Gao has never tried to be a hero. He was born in 1940 in eastern Jiangxi, and his early adulthood was one misery after another. During the Great Leap Forward in the 1960s, his mother drowned after being sent to the countryside to do forced labor. In 1966, when the Cultural Revolution was at its height, his wife denounced him, and he destroyed everything he had written for fear of imprisonment. In 1989, after the government slaughtered thousands of protesters in Tiananmen, he fled the country. He produced a play critical of the massacre, and later his modernistic novel of a haunting journey through China, “Soul Mountain,” burnished his reputation. Yet last week he insisted that “literature should stay above politics.”
That view is considered either weak or naive in Hong Kong. Since the handover in 1997, Hong Kong writers have been vigilant in defending their freedoms. Liberals scorned the South China Morning Post for firing its veteran China watcher, Willy Wo-Lap Lam, who had apparently angered Beijing with his inside reporting on party policy. When Beijing criticized a radio station owned by the Hong Kong government for airing an interview with a Taiwanese politician in 1999, the local media almost unanimously condemned the interference. Editorials in the leading newspapers regularly denounce Beijing. “Gao says literature should be completely separated from politics,” says Liu Kin-ming, general manager of Apple Daily. “I completely disagree–no writer can escape the struggle against the pressures of reality.”

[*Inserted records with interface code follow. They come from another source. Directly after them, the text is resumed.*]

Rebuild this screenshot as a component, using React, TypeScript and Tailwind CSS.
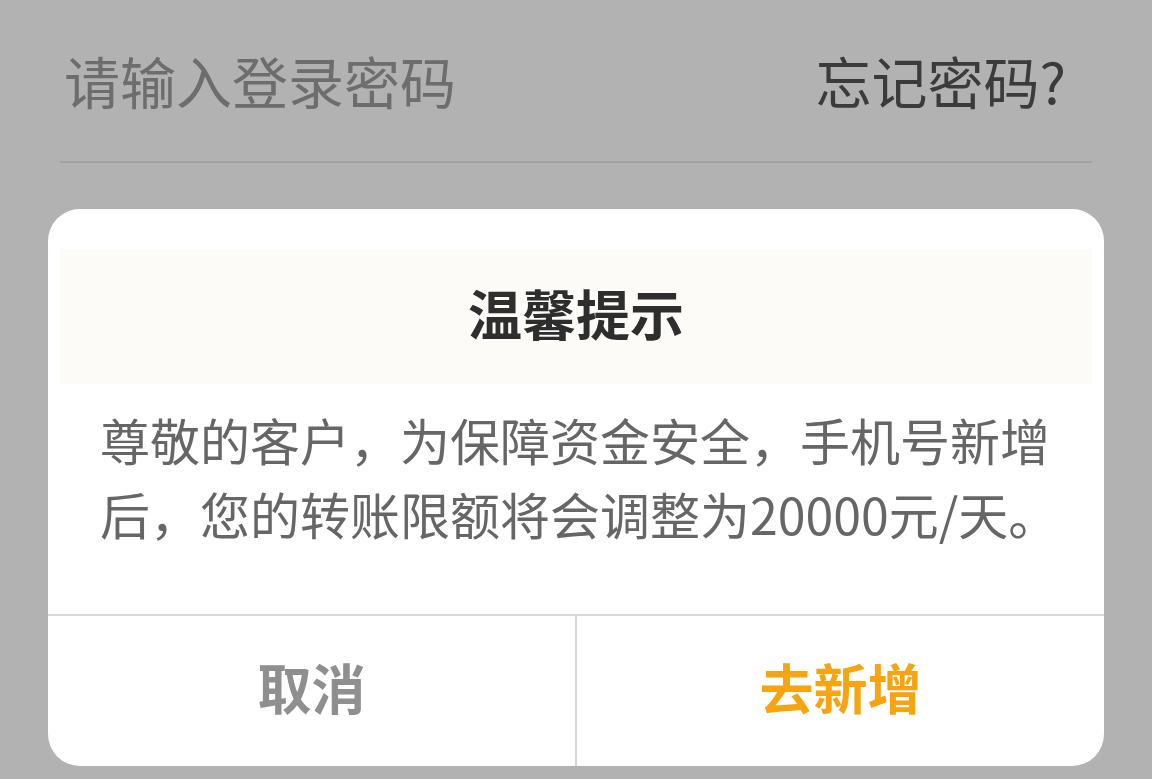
import React from 'react';

const cjk = { fontFamily: '"Noto Sans CJK SC", "Noto Sans", sans-serif' };

function LoginRow() {
  return (
    <div className="px-[60px]">
      <div className="flex h-[161px] items-center justify-between pb-[2px] pl-[4px] pr-[26px]">
        <span className="text-[56px] leading-none text-[#6d6d6d]">请输入登录密码</span>
        <span className="text-[56px] leading-none text-[#3b3b3b]">忘记密码?</span>
      </div>
      <div className="h-[2px] bg-[#a2a2a2]" />
    </div>
  );
}

function TipDialog() {
  return (
    <div className="mx-[48px] mt-[46px] overflow-hidden rounded-[32px] bg-white pt-[40px]">
      <div className="mx-[12px] flex h-[135px] items-center justify-center bg-[#fcfbf8] pb-[8px]">
        <h2 className="text-[54px] font-bold leading-none text-[#2e2e2e]">温馨提示</h2>
      </div>
      <div className="h-[230px] px-[52px] pt-[18px]">
        <p className="whitespace-nowrap text-[50px] leading-[74px] text-[#666666]">
          尊敬的客户，为保障资金安全，手机号新增
          <br />
          后，您的转账限额将会调整为20000元/天。
        </p>
      </div>
      <div className="flex h-[152px] border-t-2 border-[#d7d7d7]">
        <button className="flex flex-1 items-center justify-center pb-[10px] text-[54px] font-bold text-[#8f8f8f]">
          取消
        </button>
        <div className="w-[2px] bg-[#d7d7d7]" />
        <button className="flex flex-1 items-center justify-center pb-[10px] text-[54px] font-bold text-[#f6a412]">
          去新增
        </button>
      </div>
    </div>
  );
}

export default function App() {
  return (
    <div className="h-[779px] w-[1152px] overflow-hidden bg-[#b2b2b2]" style={cjk}>
      <LoginRow />
      <TipDialog />
    </div>
  );
}
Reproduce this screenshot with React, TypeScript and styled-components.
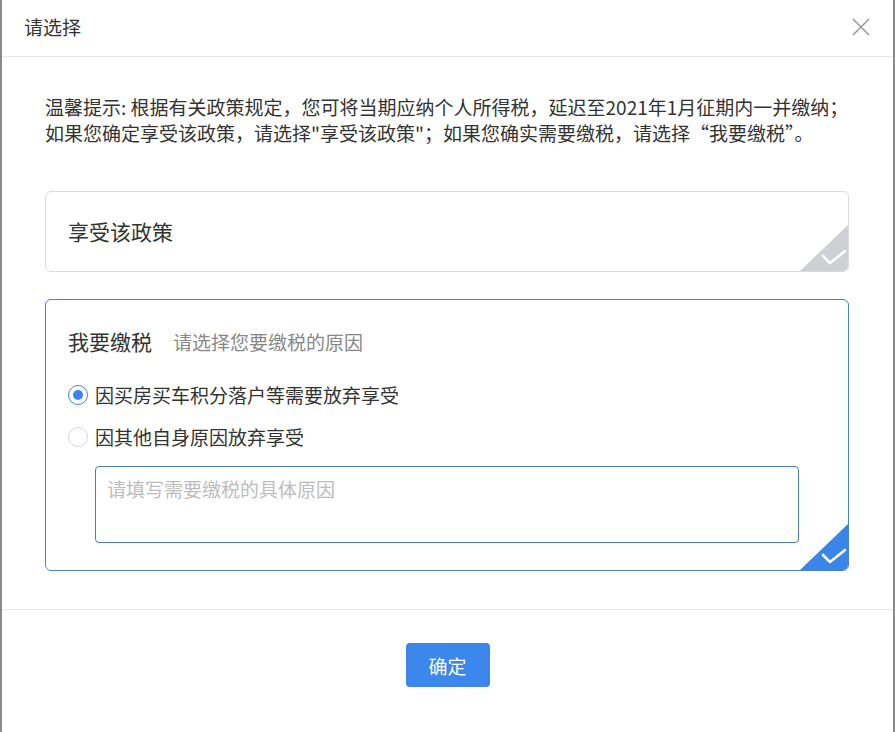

Another popular paper, the Oriental Daily News, said in an editorial that Gao’s self-censorship had already had a chilling effect on young writers inside China. “Looking over the last century, the Chinese people have at long last won the Nobel Prize in Literature,” it said. “Now all the fledgling artists who love their country have become infected with the ‘Gao Xingjian paranoia’–to always toe the line.”

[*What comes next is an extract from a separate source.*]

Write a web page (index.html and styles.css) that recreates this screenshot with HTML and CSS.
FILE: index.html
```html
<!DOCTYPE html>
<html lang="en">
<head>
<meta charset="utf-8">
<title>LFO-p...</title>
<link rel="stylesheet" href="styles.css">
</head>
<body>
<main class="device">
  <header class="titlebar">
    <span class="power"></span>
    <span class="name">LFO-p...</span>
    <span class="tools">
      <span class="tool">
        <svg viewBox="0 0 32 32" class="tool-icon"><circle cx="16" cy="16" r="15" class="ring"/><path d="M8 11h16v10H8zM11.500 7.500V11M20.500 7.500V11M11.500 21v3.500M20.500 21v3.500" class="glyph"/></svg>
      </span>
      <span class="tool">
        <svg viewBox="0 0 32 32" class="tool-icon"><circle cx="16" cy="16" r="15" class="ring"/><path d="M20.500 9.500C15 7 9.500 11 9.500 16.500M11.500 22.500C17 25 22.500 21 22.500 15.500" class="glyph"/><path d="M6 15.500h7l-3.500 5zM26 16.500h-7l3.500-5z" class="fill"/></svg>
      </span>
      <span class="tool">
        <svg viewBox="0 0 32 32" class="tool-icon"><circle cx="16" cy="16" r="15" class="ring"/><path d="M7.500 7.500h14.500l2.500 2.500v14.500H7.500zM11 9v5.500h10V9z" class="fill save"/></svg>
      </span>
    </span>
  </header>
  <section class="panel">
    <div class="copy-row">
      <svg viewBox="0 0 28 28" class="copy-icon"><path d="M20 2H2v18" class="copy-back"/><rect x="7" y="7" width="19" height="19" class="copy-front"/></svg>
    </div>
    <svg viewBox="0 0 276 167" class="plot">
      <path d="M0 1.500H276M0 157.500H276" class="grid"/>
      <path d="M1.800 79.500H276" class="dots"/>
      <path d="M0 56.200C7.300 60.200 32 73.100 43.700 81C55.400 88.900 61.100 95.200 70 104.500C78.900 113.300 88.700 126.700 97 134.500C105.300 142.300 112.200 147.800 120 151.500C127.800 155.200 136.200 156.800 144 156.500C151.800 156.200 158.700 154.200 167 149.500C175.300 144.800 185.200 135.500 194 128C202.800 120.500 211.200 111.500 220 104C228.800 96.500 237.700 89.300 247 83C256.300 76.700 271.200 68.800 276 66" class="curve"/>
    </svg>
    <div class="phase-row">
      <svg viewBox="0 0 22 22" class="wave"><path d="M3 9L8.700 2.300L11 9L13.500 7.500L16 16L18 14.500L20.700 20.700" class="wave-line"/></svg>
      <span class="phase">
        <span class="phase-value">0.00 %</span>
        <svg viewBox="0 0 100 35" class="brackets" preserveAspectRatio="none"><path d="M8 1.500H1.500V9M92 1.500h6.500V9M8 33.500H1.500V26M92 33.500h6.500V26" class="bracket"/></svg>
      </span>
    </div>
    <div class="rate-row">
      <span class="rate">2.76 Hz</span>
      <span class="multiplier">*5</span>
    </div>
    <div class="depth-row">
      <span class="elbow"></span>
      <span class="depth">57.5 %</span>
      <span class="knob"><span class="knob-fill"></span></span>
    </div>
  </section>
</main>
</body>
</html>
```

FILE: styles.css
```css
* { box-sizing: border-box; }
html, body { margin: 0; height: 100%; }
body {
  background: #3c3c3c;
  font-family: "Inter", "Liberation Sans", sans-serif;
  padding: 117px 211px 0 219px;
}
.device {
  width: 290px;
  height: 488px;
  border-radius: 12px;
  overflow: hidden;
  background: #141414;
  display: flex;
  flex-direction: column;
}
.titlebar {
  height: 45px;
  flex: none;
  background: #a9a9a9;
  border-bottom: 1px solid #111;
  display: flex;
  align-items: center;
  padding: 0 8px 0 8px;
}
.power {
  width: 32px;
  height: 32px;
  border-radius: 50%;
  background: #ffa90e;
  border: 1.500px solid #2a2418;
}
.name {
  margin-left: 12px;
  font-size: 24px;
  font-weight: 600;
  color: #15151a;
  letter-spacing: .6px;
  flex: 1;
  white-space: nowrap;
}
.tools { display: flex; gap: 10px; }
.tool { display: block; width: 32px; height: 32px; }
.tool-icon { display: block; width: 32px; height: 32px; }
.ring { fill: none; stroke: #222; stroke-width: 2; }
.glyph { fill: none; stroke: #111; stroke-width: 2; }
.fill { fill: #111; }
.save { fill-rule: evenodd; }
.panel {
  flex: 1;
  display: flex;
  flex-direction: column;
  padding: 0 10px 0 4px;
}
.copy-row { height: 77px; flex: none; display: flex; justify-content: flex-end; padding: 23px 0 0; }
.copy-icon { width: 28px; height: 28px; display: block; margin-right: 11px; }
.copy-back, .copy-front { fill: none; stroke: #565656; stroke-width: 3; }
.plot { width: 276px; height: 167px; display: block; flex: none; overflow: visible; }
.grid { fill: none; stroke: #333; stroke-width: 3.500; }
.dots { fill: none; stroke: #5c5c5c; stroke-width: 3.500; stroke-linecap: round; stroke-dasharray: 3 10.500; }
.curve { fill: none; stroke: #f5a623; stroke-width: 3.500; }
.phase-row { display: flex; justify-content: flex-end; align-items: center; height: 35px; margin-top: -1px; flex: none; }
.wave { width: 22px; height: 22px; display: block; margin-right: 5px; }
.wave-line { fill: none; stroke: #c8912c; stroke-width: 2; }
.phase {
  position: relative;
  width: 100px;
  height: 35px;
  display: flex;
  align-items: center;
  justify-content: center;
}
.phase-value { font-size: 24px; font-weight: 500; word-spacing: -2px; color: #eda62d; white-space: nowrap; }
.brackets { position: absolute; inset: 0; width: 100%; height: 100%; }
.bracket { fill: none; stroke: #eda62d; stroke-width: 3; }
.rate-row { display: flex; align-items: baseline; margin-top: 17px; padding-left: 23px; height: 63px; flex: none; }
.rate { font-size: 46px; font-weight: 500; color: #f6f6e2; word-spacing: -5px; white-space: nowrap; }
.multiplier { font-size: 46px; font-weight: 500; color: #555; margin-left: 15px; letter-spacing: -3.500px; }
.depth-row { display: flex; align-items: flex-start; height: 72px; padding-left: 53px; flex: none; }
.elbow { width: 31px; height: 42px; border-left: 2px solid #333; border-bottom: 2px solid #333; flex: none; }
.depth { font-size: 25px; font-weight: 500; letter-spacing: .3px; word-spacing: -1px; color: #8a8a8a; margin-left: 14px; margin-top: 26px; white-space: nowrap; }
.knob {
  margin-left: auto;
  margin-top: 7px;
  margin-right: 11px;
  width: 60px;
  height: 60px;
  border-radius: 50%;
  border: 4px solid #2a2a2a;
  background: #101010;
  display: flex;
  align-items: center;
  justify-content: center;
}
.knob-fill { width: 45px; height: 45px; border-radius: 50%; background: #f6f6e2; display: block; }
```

Not everyone in Hong Kong was so severe. The pro-Beijing Ta Kung Pao newspaper praised Gao’s narrow focus on literature. “He thinks that although Hong Kong is small, it has great room for artistic creation,” the paper wrote. Other writers called Gao’s cautious approach to politics a refreshing antidote to the extremism still prevalent in China. “We’ve grown up with a communist culture that emphasizes heroics, but it turned out to be a false heroism,” says Zha Jianying, a prominent writer. “Gao has recognized his own weakness, which is not easy to do.” Arriving in Taiwan last Thursday, Gao at last spoke up about artistic freedom. “Some might say being under pressure can be a source of creation,” he said. “But for me, I tried to keep writing secretly during the Cultural Revolution. I would not want to have that experience again.” That is a choice only artists themselves can make.